In the Islamic Republic of Iran, the price of tomatoes has been on the rise since last week, going up from 50,000 rials ($0.41) to 150,000-200,000 rials ($1.23-1.64) per kilogram. According to Asadollah Kargar, Central Fruit and Vegetable Market of Tehran, the reasons behind the increase in tomato prices include frost damage, shortage of supply, increase in transportation costs and exports.
According to the head of Iranian National Union of Agricultural Products, Reza Nourani, Iran has started exporting tomatoes to Pakistan in recent weeks. In an interview with Mehr News Agency, the official said the volume of export is limited for the time being due to the fact that there was a delay in concluding agreements between Iranian and Pakistani firms.

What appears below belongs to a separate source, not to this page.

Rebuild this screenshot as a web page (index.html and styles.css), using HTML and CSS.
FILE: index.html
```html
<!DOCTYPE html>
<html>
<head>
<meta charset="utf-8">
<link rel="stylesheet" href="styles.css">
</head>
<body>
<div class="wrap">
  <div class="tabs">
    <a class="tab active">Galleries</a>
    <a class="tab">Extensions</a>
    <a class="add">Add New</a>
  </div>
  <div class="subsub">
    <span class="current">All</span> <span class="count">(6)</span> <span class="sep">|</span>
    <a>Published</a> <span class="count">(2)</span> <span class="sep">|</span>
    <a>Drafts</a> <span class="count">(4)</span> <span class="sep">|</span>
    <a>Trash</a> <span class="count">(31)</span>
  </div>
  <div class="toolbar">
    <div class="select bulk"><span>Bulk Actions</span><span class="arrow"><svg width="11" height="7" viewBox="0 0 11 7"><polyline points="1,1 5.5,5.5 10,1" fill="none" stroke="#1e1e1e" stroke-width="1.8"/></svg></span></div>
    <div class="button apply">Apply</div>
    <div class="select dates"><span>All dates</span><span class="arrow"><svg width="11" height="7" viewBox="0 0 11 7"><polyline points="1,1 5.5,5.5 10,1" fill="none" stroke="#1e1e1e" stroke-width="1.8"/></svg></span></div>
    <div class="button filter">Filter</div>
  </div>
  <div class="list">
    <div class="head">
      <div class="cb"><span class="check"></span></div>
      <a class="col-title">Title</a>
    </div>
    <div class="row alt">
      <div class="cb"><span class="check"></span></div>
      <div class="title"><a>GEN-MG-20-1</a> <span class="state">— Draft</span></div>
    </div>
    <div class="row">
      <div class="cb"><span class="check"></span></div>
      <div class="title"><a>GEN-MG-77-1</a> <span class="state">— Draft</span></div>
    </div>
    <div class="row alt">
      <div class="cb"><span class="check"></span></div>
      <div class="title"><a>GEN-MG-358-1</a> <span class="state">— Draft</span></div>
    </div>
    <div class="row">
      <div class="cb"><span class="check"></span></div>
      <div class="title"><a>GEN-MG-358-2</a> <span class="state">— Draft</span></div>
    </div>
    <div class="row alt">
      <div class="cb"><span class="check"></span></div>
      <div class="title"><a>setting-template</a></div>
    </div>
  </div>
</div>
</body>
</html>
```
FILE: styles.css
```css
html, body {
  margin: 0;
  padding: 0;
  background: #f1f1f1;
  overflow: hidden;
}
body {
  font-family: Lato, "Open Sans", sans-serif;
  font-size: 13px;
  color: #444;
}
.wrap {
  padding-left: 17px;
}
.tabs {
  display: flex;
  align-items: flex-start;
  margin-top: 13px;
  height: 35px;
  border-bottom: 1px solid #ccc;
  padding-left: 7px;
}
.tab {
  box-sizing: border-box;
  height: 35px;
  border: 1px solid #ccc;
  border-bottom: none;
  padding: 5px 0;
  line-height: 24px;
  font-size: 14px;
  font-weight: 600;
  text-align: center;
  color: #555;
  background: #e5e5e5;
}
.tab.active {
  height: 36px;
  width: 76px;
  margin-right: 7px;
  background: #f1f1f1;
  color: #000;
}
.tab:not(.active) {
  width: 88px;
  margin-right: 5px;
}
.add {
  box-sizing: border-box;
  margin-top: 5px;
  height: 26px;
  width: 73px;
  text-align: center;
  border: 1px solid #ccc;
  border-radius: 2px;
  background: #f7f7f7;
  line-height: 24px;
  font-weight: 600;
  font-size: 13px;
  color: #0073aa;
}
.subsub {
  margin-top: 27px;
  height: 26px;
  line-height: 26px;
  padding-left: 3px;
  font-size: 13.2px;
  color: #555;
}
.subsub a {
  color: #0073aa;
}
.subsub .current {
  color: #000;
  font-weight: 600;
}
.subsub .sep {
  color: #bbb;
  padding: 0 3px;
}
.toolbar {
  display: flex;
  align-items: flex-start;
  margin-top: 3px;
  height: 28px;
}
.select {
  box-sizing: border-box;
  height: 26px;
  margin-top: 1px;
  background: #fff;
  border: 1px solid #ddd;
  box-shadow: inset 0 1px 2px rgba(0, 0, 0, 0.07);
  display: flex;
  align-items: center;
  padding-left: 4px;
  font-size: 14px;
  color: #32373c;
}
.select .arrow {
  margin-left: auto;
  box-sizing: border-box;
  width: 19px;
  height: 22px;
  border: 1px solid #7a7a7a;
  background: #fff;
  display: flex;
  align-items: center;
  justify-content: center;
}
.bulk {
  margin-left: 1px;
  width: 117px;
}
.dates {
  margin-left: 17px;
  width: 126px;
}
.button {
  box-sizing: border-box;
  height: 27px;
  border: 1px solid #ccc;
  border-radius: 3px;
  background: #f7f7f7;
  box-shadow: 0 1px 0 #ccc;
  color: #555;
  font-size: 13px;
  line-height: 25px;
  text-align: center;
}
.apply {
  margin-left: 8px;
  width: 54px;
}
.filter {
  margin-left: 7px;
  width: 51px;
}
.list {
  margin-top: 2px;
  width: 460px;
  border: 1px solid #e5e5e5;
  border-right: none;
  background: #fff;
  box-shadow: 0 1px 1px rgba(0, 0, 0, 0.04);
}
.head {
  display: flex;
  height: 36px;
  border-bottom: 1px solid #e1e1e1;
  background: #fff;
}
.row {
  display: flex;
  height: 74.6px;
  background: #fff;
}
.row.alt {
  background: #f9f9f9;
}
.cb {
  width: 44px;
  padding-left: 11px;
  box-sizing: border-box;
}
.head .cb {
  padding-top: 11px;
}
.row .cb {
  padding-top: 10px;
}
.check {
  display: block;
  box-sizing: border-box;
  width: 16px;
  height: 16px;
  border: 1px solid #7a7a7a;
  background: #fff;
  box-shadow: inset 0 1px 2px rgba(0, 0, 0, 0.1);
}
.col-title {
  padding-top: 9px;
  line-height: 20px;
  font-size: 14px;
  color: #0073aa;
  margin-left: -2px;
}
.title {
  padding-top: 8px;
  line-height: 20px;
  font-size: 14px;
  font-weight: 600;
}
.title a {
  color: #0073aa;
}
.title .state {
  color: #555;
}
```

Nourani also said that the exported products were cultivated in greenhouses due to the cold weather in autumn, adding that the volume of exports will increase gradually.

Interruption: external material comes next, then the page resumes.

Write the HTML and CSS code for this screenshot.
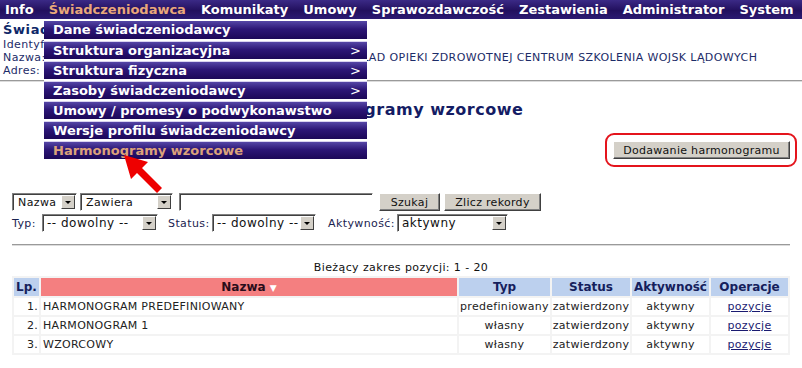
FILE: index.html
```html
<!DOCTYPE html>
<html lang="pl">

<head>
    <meta charset="UTF-8">
    <title>Harmonogramy wzorcowe</title>
    <link rel="stylesheet" href="styles.css">
</head>

<body>
    <!-- Main menu -->
    <div class="menubar">
        <a class="menu-item">Info</a>
        <a class="menu-item active">Świadczeniodawca</a>
        <a class="menu-item">Komunikaty</a>
        <a class="menu-item">Umowy</a>
        <a class="menu-item">Sprawozdawczość</a>
        <a class="menu-item">Zestawienia</a>
        <a class="menu-item">Administrator</a>
        <a class="menu-item">System</a>
    </div>

    <!-- Opened submenu -->
    <ul class="submenu">
        <li>Dane świadczeniodawcy</li>
        <li class="has-sub">Struktura organizacyjna</li>
        <li class="has-sub">Struktura fizyczna</li>
        <li class="has-sub">Zasoby świadczeniodawcy</li>
        <li>Umowy / promesy o podwykonawstwo</li>
        <li>Wersje profilu świadczeniodawcy</li>
        <li class="current">Harmonogramy wzorcowe</li>
    </ul>

    <div class="provider">
        <div class="provider-title">Świadczeniodawca</div>
        <div class="provider-line">Identyfikator: 000000012345</div>
        <div class="provider-line">Nazwa: 1 SZPITAL WOJSKOWY SAMODZIELNY PUBLICZNY ZAKŁAD OPIEKI ZDROWOTNEJ CENTRUM SZKOLENIA WOJSK LĄDOWYCH</div>
        <div class="provider-line">Adres: ul. Szkolna 1, 00-000 Miasto</div>
    </div>
    <div class="rule"></div>

    <h1 class="page-title">Harmonogramy wzorcowe</h1>

    <div class="actions">
        <div class="highlight">
            <button class="btn btn-add">Dodawanie harmonogramu</button>
        </div>
    </div>

    <!-- Search form -->
    <div class="filters">
        <div class="filter-row row-search">
            <span class="select w-name"><span class="select-text">Nazwa</span><span class="select-arrow"></span></span>
            <span class="select w-op"><span class="select-text">Zawiera</span><span class="select-arrow"></span></span>
            <span class="textbox"></span>
            <button class="btn w-search">Szukaj</button>
            <button class="btn w-count">Zlicz rekordy</button>
        </div>
        <div class="filter-row">
            <span class="label l-type">Typ:</span>
            <span class="select w-type"><span class="select-text">-- dowolny --</span><span class="select-arrow"></span></span>
            <span class="label l-status">Status:</span>
            <span class="select w-status"><span class="select-text">-- dowolny --</span><span class="select-arrow"></span></span>
            <span class="label l-active">Aktywność:</span>
            <span class="select w-active"><span class="select-text">aktywny</span><span class="select-arrow"></span></span>
        </div>
    </div>
    <div class="rule rule-inner"></div>

    <div class="range">Bieżący zakres pozycji: 1 - 20</div>

    <table class="grid">
        <thead>
            <tr>
                <th class="col-lp">Lp.</th>
                <th class="col-name sorted">Nazwa <span class="sort-mark">&#9660;</span></th>
                <th class="col-type">Typ</th>
                <th class="col-status">Status</th>
                <th class="col-active">Aktywność</th>
                <th class="col-ops">Operacje</th>
            </tr>
        </thead>
        <tbody>
            <tr>
                <td class="num">1.</td>
                <td>HARMONOGRAM PREDEFINIOWANY</td>
                <td class="center">predefiniowany</td>
                <td class="center">zatwierdzony</td>
                <td class="center">aktywny</td>
                <td class="center"><a class="link">pozycje</a></td>
            </tr>
            <tr>
                <td class="num">2.</td>
                <td>HARMONOGRAM 1</td>
                <td class="center">własny</td>
                <td class="center">zatwierdzony</td>
                <td class="center">aktywny</td>
                <td class="center"><a class="link">pozycje</a></td>
            </tr>
            <tr>
                <td class="num">3.</td>
                <td>WZORCOWY</td>
                <td class="center">własny</td>
                <td class="center">zatwierdzony</td>
                <td class="center">aktywny</td>
                <td class="center"><a class="link">pozycje</a></td>
            </tr>
        </tbody>
    </table>

    <!-- Red pointer arrow -->
    <svg class="pointer" width="802" height="368" viewBox="0 0 802 368">
        <polygon fill="#ee0000"
            points="124,155 148,162 142,168 162,188 157,193 137,173 131,179" />
    </svg>
</body>

</html>
```

FILE: styles.css
```css
body {
    margin: 0;
    padding: 0;
    font-family: "DejaVu Sans", Verdana, sans-serif;
    font-size: 11px;
    color: #1a2350;
    background: #fff;
    position: relative;
    width: 802px;
    height: 368px;
    overflow: hidden;
}

/* Top menu bar */
.menubar {
    display: flex;
    height: 19px;
    align-items: center;
    padding-left: 5px;
    background: linear-gradient(#3b2a86, #22105e 55%, #2b1a72);
}

.menu-item {
    color: #fff;
    font-weight: bold;
    font-size: 13px;
    margin-right: 15px;
    white-space: nowrap;
}

.menu-item.active {
    color: #e9a77a;
}

/* Dropdown of the active menu item */
.submenu {
    position: absolute;
    top: 21px;
    left: 44px;
    width: 323px;
    margin: 0;
    padding: 0;
    list-style: none;
    background: #fff;
    z-index: 5;
}

.submenu li {
    position: relative;
    height: 18px;
    line-height: 18px;
    padding-left: 9px;
    margin-bottom: 2px;
    color: #fff;
    font-weight: bold;
    font-size: 13px;
    white-space: nowrap;
    background: linear-gradient(#5546a6, #2c1676 45%, #1c0858);
    border-top: 1px solid #d8d2f0;
    box-sizing: border-box;
}

.submenu li:first-child {
    border-top: 0;
}

.submenu li.has-sub::after {
    content: '>';
    position: absolute;
    right: 6px;
    top: 0;
    font-weight: normal;
}

.submenu li.current {
    color: #dca27a;
}

/* Provider details */
.provider {
    padding: 2px 3px 0;
    color: #1c2c68;
}

.provider-title {
    font-size: 13px;
    font-weight: bold;
    line-height: 17px;
    letter-spacing: 0.6px;
    color: #0e2868;
}

.provider-line {
    line-height: 13px;
    letter-spacing: 0.4px;
    white-space: nowrap;
}

.rule {
    margin-top: 3px;
    height: 1px;
    background: #9a9a9a;
    border-bottom: 1px solid #dcdcdc;
}

.rule-inner {
    margin: 12px 12px 0;
}

.page-title {
    margin: 18px 0 0;
    text-align: center;
    font-size: 16px;
    line-height: 20px;
    letter-spacing: 0.5px;
    color: #141c64;
}

.actions {
    display: flex;
    justify-content: flex-end;
    margin-top: 13px;
    padding-right: 5px;
}

.highlight {
    border: 2px solid #e4141c;
    border-radius: 9px;
    padding: 6px 5px 6px 6px;
}

/* Classic grey buttons */
.btn {
    font-family: "DejaVu Sans", Verdana, sans-serif;
    font-size: 11px;
    letter-spacing: 0.3px;
    color: #111;
    background: #d4d0c8;
    border: 1px solid;
    border-color: #fff #404040 #404040 #fff;
    box-shadow: inset -1px -1px 0 #808080;
    height: 18px;
    padding: 0;
}

.btn-add { width: 177px; }
.w-search { width: 61px; margin-left: 6px; }
.w-count { width: 97px; margin-left: 4px; }

/* Search filters */
.filters {
    margin-top: 26px;
    padding-left: 12px;
}

.filter-row {
    display: flex;
    align-items: center;
    height: 18px;
    margin-bottom: 3px;
}

.label {
    letter-spacing: 0.4px;
}

.l-type { width: 30px; }
.l-status { width: 44px; margin-left: 7px; }
.l-active { width: 69px; margin-left: 9px; }

.select {
    display: flex;
    align-items: center;
    height: 18px;
    box-sizing: border-box;
    border: 1px solid;
    border-color: #808080 #fff #fff #808080;
    box-shadow: inset 1px 1px 0 #404040;
    background: #fff;
    margin-right: 3px;
}

.select-text {
    flex: 1;
    padding-left: 4px;
    font-size: 12px;
    letter-spacing: 0.5px;
    white-space: nowrap;
    overflow: hidden;
    color: #111;
}

.row-search .select-text {
    padding-left: 5px;
    font-size: 11px;
    letter-spacing: 0.4px;
}

.select-arrow {
    position: relative;
    width: 14px;
    height: 14px;
    margin-right: 1px;
    box-sizing: border-box;
    background: #d4d0c8;
    border: 1px solid;
    border-color: #fff #404040 #404040 #fff;
}

.select-arrow::after {
    content: '';
    position: absolute;
    left: 3px;
    top: 5px;
    border-left: 3px solid transparent;
    border-right: 3px solid transparent;
    border-top: 3px solid #000;
}

.w-name { width: 65px; }
.w-op { width: 93px; margin-right: 6px; }
.w-type { width: 116px; }
.w-status { width: 104px; }
.w-active { width: 111px; }

.textbox {
    width: 194px;
    height: 18px;
    box-sizing: border-box;
    border: 1px solid;
    border-color: #808080 #fff #fff #808080;
    box-shadow: inset 1px 1px 0 #404040;
    background: #fff;
}

.range {
    margin-top: 15px;
    text-align: center;
    letter-spacing: 0.4px;
    color: #111;
    line-height: 13px;
}

/* Result table */
.grid {
    margin: 2px 0 0 12px;
    width: 778px;
    border-spacing: 2px;
    background: #f3f3f3;
    font-size: 11px;
}

.grid th {
    height: 18px;
    padding: 0;
    font-size: 12px;
    color: #15205c;
    background: #bcd0ee;
}

.grid th.sorted {
    background: #f47f80;
    color: #2a0d1a;
}

.sort-mark {
    color: #fff;
    font-size: 9px;
}

.col-lp { width: 25px; }
.col-type { width: 91px; }
.col-status { width: 78px; }
.col-active { width: 77px; }
.col-ops { width: 77px; }

.grid td {
    height: 17px;
    padding: 0 2px;
    background: #fff;
    color: #222;
    letter-spacing: 0.3px;
    white-space: nowrap;
}

.grid td.num {
    text-align: right;
    padding-right: 1px;
}

.grid td.center {
    text-align: center;
    padding: 0;
}

.link {
    color: #1a1a70;
    text-decoration: underline;
}

.pointer {
    position: absolute;
    top: 0;
    left: 0;
    pointer-events: none;
    z-index: 6;
}
```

On November 13, the Pakistani local media cited sources in Pakistan government as saying that the government was considering importing tomatoes from Iran to curb the product’s soaring prices.
According to en.eghtesadonline.com, latest data show Iran exported 98 tons of tomatoes worth $50.17 million during the first month of the current fiscal year (March 21-April 20), which indicates an 11.04% decline in weight but a 53.54% rise in value year-on-year, latest data released by the Islamic Republic of Iran Customs Administration show.
Armenia, Afghanistan, Ukraine, the UAE, Pakistan, Turkmenistan, Syria, Iraq, Russia, Kazakhstan, Qatar, Georgia, Maldives and Azerbaijan Republic were the main customers of Iranian tomatoes during the period under review. Last year saw the export of tomatoes, except for crops produced in greenhouses, banned amid shortages in the domestic market and the ensuing rise in prices. The ban was subsequently lifted after an adequate supply was restored.